## INSTRUCTION
Give back every line exactly as it appears, pictures excluded.

Source data
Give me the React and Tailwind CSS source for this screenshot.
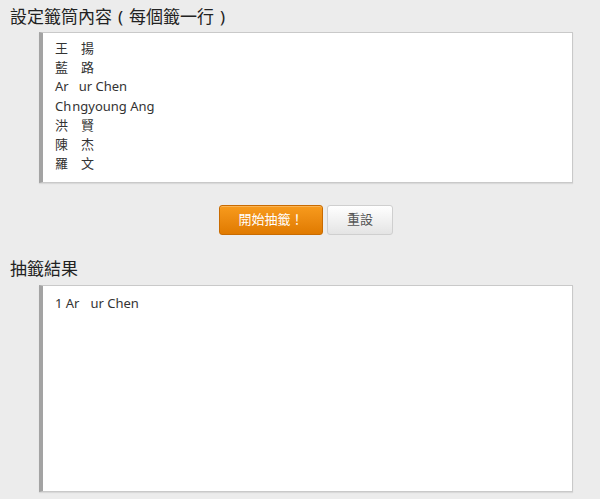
import React from 'react';

const FONT = { fontFamily: '"Noto Sans", "Noto Sans CJK TC", sans-serif' };

function Gap({ w }) {
  return <span className="inline-block" style={{ width: w }} />;
}

const NAMES = [
  <>王　揚</>,
  <>藍　路</>,
  <>Ar<Gap w={10} />ur Chen</>,
  <>Ch<Gap w={1} />ngyoung Ang</>,
  <>洪　賢</>,
  <>陳　杰</>,
  <>羅　文</>,
];

function Panel({ className, children }) {
  return (
    <div
      className={`ml-[39px] w-[534px] bg-white border border-[#c9c9c9] border-l-4 border-l-[#a3a3a3] shadow-[0_1px_1px_rgba(0,0,0,0.08)] pl-3 text-[13px] leading-[19.2px] text-[#333] ${className}`}
    >
      {children}
    </div>
  );
}

export default function App() {
  return (
    <div className="min-h-[499px] bg-[#ececec] pt-[5px]" style={FONT}>
      <h2 className="pl-[10px] text-[17px] leading-[24px] text-[#222]">
        設定籤筒內容<span className="mx-[6px]">(</span>每個籤一行<span className="mx-[6px]">)</span>
      </h2>
      <Panel className="mt-[3px] h-[151px] pt-[6px]">
        {NAMES.map((n, i) => (
          <div key={i}>{n}</div>
        ))}
      </Panel>

      <div className="ml-[39px] w-[534px] mt-[22px] flex justify-center gap-[4px]">
        <button className="w-[104px] h-[30px] rounded-[3px] border border-[#c96b00] bg-gradient-to-b from-[#f89b1c] to-[#e07a00] text-white text-[13px] shadow-[inset_0_1px_0_rgba(255,255,255,0.25)]">
          開始抽籤！
        </button>
        <button className="w-[66px] h-[30px] rounded-[3px] border border-[#cfcfcf] bg-gradient-to-b from-white to-[#e4e4e4] text-[#555] text-[13px]">
          重設
        </button>
      </div>

      <h2 className="pl-[10px] mt-[22px] text-[17px] leading-[24px] text-[#222]">抽籤結果</h2>
      <Panel className="mt-[4px] h-[207px] pt-[8px]">
        <div>1 Ar<Gap w={11} />ur Chen</div>
      </Panel>
    </div>
  );
}
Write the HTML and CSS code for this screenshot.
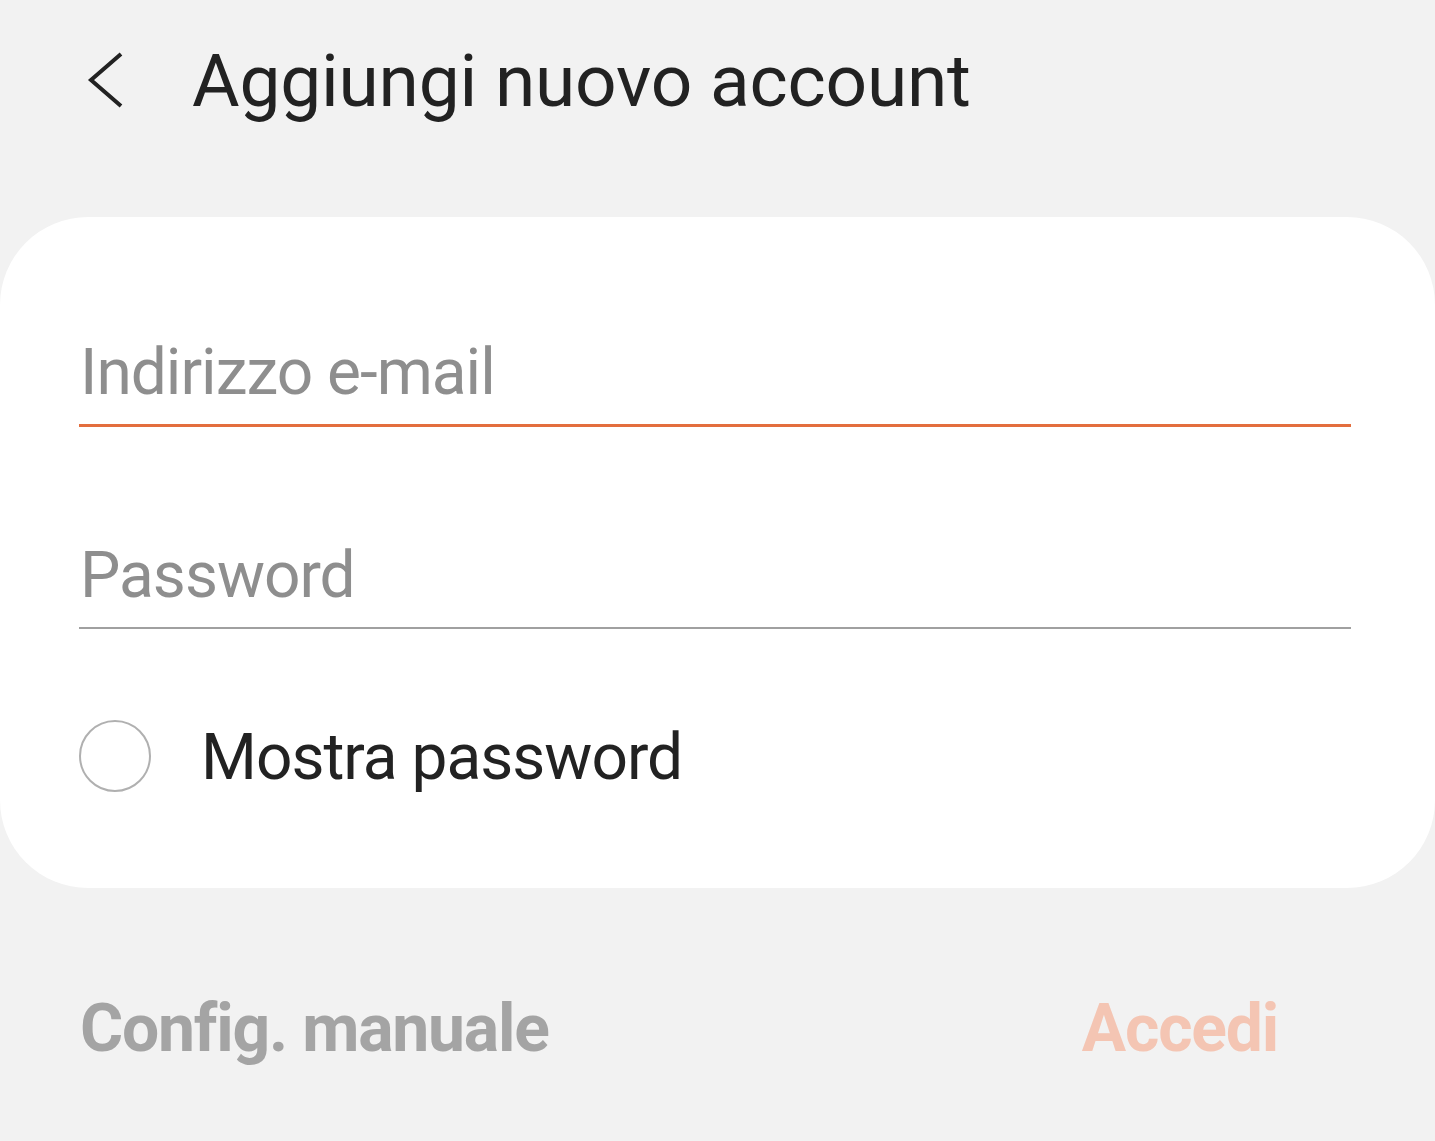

## EXERCISE RESPONSE
Give me the React and Tailwind CSS source for this screenshot.
import React from 'react';

const FONT = { fontFamily: '"Noto Sans", "Noto Sans CJK TC", sans-serif' };

function Gap({ w }) {
  return <span className="inline-block" style={{ width: w }} />;
}

const NAMES = [
  <>王　揚</>,
  <>藍　路</>,
  <>Ar<Gap w={10} />ur Chen</>,
  <>Ch<Gap w={1} />ngyoung Ang</>,
  <>洪　賢</>,
  <>陳　杰</>,
  <>羅　文</>,
];

function Panel({ className, children }) {
  return (
    <div
      className={`ml-[39px] w-[534px] bg-white border border-[#c9c9c9] border-l-4 border-l-[#a3a3a3] shadow-[0_1px_1px_rgba(0,0,0,0.08)] pl-3 text-[13px] leading-[19.2px] text-[#333] ${className}`}
    >
      {children}
    </div>
  );
}

export default function App() {
  return (
    <div className="min-h-[499px] bg-[#ececec] pt-[5px]" style={FONT}>
      <h2 className="pl-[10px] text-[17px] leading-[24px] text-[#222]">
        設定籤筒內容<span className="mx-[6px]">(</span>每個籤一行<span className="mx-[6px]">)</span>
      </h2>
      <Panel className="mt-[3px] h-[151px] pt-[6px]">
        {NAMES.map((n, i) => (
          <div key={i}>{n}</div>
        ))}
      </Panel>

      <div className="ml-[39px] w-[534px] mt-[22px] flex justify-center gap-[4px]">
        <button className="w-[104px] h-[30px] rounded-[3px] border border-[#c96b00] bg-gradient-to-b from-[#f89b1c] to-[#e07a00] text-white text-[13px] shadow-[inset_0_1px_0_rgba(255,255,255,0.25)]">
          開始抽籤！
        </button>
        <button className="w-[66px] h-[30px] rounded-[3px] border border-[#cfcfcf] bg-gradient-to-b from-white to-[#e4e4e4] text-[#555] text-[13px]">
          重設
        </button>
      </div>

      <h2 className="pl-[10px] mt-[22px] text-[17px] leading-[24px] text-[#222]">抽籤結果</h2>
      <Panel className="mt-[4px] h-[207px] pt-[8px]">
        <div>1 Ar<Gap w={11} />ur Chen</div>
      </Panel>
    </div>
  );
}
Write the HTML and CSS code for this screenshot.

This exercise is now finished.